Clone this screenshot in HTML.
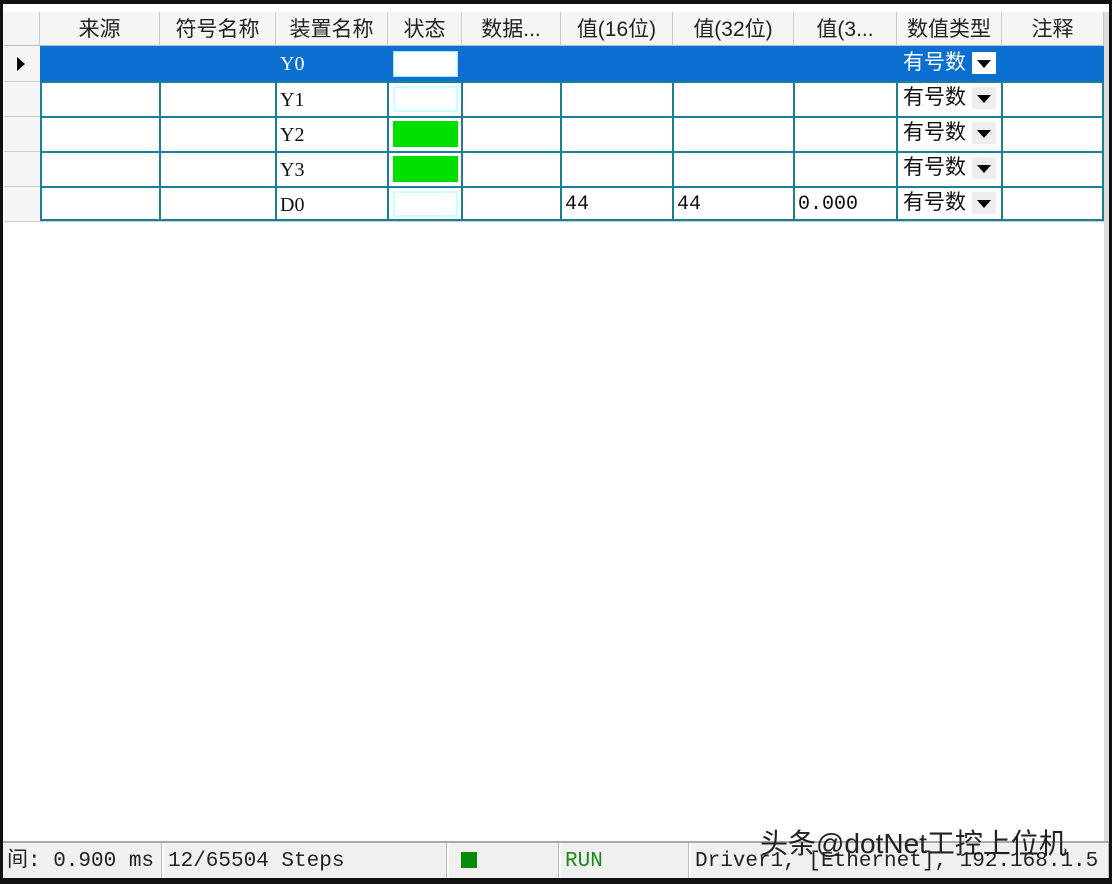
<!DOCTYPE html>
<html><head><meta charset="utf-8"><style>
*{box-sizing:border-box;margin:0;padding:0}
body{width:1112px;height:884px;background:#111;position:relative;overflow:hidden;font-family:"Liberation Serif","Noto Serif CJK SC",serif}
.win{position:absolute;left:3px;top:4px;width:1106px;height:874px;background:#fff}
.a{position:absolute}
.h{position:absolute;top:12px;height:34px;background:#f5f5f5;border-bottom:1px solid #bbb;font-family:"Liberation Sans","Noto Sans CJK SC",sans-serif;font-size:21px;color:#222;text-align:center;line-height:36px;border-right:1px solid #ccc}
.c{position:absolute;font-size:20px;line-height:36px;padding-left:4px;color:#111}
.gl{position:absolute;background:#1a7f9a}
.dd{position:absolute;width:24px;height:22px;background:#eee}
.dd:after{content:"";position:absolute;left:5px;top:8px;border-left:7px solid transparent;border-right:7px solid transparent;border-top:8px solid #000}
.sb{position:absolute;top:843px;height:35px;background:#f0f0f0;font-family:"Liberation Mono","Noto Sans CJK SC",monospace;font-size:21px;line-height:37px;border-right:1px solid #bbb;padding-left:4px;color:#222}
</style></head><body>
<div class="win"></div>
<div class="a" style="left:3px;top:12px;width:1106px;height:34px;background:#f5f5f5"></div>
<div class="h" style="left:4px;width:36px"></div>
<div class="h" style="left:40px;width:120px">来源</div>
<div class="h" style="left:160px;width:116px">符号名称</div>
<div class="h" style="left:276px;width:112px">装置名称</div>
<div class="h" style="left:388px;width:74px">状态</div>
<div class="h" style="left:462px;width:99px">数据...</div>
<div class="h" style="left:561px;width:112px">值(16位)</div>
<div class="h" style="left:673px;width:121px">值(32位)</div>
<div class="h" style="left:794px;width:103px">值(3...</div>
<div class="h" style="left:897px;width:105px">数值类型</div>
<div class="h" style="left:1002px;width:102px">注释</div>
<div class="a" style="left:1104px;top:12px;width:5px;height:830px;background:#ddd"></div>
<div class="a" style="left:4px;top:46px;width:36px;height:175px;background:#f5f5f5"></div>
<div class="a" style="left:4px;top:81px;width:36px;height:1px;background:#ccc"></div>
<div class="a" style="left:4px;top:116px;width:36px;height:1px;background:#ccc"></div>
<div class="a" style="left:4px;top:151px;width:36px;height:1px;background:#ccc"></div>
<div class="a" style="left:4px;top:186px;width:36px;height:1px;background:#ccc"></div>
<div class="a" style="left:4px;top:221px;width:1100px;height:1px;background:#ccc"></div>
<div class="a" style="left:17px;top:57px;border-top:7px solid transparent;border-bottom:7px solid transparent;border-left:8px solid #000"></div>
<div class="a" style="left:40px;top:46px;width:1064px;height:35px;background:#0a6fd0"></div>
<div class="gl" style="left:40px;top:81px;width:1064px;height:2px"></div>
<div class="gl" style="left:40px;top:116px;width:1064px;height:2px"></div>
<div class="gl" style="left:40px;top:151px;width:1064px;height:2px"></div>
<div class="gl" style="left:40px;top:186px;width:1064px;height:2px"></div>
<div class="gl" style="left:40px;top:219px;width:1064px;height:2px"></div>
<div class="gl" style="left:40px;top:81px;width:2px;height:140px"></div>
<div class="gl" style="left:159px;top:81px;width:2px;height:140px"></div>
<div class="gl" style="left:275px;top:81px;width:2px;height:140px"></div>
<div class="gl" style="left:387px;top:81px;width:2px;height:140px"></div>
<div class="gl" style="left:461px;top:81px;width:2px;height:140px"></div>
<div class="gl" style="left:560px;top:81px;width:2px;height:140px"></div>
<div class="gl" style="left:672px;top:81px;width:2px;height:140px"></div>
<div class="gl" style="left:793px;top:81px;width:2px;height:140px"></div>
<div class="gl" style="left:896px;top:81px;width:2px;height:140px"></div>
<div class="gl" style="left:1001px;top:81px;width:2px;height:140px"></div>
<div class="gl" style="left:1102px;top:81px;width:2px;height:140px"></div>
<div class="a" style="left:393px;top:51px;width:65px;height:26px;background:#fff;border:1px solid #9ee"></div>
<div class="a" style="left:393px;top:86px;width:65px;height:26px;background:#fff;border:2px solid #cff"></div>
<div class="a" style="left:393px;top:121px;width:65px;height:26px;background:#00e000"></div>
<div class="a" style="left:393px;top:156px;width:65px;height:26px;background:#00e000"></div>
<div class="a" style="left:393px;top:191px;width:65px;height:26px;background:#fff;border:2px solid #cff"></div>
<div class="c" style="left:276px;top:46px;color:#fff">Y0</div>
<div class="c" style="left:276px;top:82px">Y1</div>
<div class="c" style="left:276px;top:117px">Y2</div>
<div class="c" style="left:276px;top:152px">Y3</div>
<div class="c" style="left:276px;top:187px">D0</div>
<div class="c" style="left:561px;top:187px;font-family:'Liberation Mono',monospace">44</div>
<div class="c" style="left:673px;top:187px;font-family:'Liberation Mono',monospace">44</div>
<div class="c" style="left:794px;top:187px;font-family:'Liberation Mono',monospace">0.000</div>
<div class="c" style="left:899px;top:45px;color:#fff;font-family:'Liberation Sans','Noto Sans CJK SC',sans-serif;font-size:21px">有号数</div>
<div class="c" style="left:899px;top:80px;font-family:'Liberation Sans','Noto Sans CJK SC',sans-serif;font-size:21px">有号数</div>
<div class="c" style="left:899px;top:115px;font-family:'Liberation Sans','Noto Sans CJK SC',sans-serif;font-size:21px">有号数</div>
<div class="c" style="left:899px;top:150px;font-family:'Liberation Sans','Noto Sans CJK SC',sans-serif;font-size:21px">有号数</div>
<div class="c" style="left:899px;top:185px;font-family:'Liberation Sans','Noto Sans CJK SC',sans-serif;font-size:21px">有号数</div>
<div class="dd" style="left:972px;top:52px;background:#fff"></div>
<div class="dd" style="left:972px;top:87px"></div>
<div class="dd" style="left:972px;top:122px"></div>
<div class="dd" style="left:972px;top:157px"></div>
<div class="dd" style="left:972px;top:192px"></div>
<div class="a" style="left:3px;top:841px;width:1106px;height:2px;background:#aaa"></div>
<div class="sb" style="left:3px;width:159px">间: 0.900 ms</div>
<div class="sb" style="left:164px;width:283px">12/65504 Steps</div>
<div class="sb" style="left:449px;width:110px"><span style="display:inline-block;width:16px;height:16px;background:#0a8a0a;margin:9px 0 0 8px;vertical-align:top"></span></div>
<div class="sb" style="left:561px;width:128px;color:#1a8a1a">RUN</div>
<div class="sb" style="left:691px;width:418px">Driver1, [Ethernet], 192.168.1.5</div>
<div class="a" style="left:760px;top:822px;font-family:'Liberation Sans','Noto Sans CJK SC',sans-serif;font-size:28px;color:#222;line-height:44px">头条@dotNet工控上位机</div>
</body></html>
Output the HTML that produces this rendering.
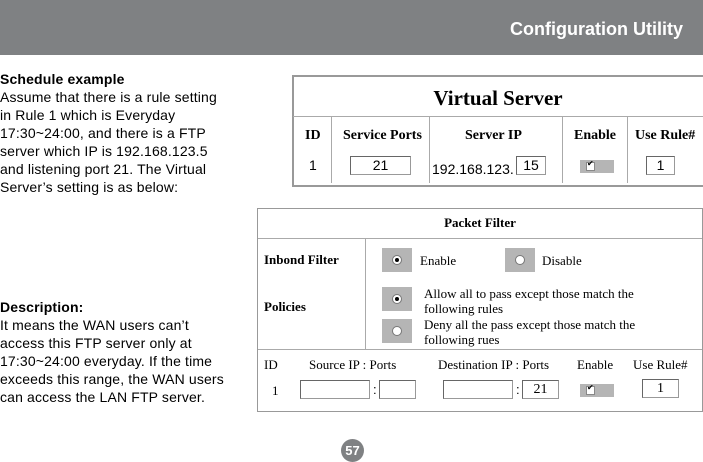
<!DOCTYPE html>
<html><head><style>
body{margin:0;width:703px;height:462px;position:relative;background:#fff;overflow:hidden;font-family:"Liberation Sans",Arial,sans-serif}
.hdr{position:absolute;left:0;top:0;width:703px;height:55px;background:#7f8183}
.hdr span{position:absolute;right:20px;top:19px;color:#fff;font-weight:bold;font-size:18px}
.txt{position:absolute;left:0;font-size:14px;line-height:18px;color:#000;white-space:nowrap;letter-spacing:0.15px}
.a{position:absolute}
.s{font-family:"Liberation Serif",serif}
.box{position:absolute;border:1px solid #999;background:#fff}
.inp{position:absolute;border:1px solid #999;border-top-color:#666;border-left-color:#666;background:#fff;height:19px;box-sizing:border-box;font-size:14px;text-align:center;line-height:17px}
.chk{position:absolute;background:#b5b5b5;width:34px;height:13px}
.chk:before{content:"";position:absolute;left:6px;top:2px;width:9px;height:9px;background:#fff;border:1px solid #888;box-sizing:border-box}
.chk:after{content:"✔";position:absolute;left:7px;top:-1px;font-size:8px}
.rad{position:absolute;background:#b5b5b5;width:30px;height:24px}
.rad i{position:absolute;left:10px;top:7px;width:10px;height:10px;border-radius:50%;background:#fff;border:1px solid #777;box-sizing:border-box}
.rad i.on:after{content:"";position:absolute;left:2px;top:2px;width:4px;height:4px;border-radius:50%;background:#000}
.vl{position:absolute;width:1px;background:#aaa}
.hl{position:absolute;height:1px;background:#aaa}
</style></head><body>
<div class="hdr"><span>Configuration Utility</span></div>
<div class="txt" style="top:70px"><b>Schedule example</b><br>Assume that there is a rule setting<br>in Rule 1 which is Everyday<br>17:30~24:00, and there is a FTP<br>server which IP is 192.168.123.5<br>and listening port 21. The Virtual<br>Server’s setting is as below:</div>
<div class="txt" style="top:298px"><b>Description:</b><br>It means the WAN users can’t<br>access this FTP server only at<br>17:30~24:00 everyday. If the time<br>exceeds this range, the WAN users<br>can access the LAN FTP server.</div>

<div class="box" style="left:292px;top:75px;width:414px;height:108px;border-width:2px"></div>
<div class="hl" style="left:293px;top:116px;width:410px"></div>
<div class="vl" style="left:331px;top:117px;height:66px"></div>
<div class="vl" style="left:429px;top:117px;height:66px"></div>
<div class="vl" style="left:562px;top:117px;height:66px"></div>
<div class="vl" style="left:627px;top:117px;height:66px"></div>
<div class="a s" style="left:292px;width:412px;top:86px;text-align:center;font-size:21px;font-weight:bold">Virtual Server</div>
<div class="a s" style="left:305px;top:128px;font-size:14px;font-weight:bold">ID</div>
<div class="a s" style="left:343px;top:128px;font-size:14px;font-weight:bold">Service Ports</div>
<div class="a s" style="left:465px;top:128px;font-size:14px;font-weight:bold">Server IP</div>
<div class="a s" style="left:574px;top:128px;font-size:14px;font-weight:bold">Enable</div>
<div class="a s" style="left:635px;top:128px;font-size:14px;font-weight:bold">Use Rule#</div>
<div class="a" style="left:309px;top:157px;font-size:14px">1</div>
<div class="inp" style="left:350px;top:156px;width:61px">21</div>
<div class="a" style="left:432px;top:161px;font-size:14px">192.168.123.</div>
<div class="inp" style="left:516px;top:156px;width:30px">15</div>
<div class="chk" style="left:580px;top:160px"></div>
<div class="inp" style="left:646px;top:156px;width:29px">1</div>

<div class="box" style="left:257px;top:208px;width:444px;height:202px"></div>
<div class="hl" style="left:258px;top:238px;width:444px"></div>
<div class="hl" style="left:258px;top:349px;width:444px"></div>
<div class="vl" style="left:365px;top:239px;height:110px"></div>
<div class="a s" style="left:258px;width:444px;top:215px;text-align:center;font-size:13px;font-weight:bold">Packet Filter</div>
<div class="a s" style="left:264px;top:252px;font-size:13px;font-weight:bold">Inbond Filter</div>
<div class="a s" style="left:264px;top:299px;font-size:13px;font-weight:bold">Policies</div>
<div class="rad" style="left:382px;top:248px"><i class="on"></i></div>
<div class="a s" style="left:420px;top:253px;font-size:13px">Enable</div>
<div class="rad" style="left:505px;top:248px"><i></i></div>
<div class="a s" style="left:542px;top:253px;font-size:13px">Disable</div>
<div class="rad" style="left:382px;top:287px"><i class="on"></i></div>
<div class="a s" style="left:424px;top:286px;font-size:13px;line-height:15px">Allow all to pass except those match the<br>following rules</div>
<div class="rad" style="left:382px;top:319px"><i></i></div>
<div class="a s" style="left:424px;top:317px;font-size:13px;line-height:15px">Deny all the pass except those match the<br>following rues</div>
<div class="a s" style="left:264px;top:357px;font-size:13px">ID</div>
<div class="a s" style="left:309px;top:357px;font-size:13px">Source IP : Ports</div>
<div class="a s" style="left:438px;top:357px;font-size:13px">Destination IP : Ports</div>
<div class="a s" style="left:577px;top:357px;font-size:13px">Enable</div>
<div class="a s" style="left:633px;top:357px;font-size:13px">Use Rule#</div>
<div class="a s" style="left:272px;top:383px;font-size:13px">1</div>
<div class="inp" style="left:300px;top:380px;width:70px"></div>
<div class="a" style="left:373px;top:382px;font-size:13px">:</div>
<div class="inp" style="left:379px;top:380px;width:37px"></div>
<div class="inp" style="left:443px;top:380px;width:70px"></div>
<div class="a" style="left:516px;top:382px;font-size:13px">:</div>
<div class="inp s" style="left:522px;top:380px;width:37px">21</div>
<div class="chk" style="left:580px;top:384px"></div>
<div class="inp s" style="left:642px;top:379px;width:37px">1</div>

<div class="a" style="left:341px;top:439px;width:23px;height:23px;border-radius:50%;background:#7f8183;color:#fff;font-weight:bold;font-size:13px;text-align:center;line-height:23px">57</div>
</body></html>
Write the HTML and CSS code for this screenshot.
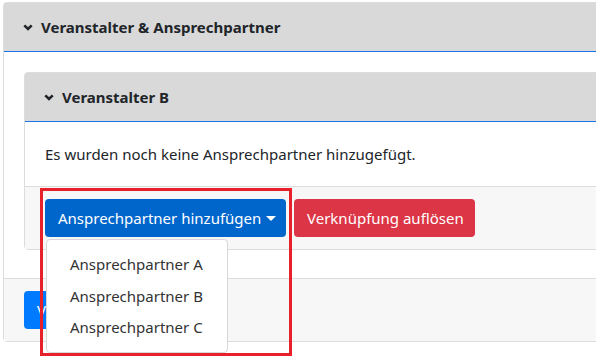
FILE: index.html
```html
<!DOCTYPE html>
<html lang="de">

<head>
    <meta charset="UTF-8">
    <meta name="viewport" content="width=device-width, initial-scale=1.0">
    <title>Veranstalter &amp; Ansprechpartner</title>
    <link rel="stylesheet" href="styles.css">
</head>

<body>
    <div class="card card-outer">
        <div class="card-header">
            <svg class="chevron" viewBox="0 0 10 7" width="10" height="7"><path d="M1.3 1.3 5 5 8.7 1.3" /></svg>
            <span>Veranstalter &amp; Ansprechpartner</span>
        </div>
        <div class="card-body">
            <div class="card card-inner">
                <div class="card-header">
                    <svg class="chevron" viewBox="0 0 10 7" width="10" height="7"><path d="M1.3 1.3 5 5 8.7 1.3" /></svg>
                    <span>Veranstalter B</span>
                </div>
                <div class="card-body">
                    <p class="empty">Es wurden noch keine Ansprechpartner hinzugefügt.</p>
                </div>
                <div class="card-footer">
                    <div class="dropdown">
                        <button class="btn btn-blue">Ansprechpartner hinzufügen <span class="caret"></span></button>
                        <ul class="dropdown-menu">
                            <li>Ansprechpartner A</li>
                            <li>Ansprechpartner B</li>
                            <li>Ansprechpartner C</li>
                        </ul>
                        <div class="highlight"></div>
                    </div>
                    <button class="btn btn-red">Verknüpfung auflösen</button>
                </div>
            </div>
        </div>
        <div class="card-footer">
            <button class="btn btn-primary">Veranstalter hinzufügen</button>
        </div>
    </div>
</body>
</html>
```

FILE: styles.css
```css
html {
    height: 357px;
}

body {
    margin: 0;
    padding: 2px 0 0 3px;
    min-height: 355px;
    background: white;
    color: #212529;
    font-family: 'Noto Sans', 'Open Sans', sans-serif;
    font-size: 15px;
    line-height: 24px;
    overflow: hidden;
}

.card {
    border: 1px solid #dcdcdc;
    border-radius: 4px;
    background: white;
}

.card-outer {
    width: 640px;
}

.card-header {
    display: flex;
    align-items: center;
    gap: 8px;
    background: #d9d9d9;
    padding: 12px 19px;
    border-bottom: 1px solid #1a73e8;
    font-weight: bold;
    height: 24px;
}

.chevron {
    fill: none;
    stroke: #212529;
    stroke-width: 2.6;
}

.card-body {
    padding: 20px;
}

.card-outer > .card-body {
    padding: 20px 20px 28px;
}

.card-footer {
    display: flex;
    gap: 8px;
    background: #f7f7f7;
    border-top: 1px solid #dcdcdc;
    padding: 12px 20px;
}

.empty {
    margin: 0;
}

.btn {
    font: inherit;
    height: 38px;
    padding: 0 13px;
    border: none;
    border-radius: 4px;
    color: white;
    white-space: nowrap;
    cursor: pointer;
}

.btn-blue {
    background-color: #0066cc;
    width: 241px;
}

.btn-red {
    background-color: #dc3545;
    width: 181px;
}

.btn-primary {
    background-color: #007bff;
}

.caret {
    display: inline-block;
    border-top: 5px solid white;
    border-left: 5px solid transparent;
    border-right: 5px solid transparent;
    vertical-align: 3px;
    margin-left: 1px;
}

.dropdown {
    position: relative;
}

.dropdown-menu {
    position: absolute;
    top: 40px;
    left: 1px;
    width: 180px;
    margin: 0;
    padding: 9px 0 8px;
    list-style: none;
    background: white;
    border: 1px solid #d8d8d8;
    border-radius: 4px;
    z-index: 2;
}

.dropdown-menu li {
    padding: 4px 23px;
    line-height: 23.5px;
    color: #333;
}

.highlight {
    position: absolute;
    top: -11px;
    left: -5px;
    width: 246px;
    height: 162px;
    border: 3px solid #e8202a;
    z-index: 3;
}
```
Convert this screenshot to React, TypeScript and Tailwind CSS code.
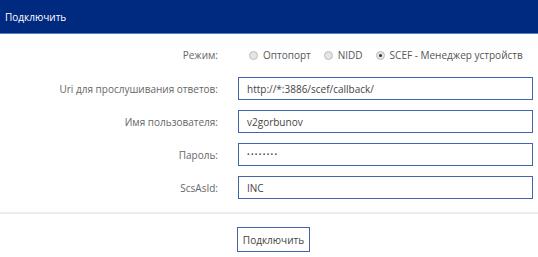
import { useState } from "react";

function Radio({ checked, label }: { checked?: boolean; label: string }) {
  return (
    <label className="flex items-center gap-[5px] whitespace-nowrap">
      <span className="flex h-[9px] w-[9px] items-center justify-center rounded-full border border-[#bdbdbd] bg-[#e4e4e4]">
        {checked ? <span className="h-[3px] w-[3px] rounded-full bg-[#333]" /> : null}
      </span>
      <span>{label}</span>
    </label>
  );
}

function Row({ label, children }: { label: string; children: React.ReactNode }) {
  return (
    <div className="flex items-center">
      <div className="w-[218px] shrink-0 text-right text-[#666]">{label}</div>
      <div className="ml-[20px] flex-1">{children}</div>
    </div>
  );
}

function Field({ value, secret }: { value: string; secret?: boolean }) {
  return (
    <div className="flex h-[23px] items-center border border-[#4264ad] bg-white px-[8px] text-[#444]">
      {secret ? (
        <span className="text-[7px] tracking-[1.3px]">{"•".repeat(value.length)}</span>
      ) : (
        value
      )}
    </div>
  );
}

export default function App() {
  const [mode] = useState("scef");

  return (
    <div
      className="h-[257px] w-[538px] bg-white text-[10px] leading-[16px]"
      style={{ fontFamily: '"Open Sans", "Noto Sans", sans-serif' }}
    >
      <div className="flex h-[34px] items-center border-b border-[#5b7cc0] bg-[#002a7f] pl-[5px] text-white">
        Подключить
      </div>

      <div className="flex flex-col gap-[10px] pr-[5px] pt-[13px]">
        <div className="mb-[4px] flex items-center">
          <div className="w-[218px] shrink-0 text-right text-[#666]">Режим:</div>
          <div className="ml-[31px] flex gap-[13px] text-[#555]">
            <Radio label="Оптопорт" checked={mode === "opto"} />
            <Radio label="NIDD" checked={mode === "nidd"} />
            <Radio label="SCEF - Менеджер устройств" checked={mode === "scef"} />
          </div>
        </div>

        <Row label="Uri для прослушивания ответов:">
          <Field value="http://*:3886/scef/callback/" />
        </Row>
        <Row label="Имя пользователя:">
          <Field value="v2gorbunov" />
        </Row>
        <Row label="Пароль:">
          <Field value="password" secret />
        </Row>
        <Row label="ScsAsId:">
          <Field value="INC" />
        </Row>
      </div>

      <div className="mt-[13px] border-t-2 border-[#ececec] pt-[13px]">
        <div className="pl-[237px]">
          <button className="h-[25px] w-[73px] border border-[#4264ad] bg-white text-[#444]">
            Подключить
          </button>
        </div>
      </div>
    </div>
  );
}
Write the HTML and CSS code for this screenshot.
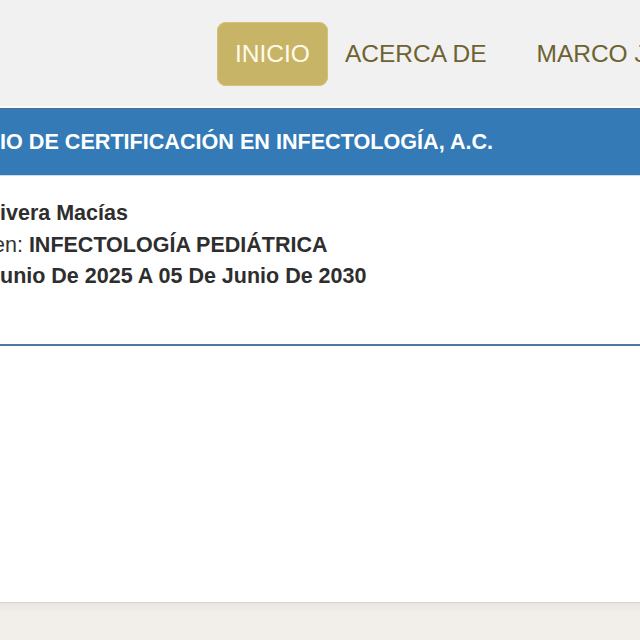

-- Objective --
Copy the lines from the entries above in which the word "screenshot" appears.

-- Answer to this exercise --
Clone this screenshot in HTML.
Write the HTML and CSS code for this screenshot.
Convert this screenshot to React, TypeScript and Tailwind CSS code.
Write the HTML and CSS code for this screenshot.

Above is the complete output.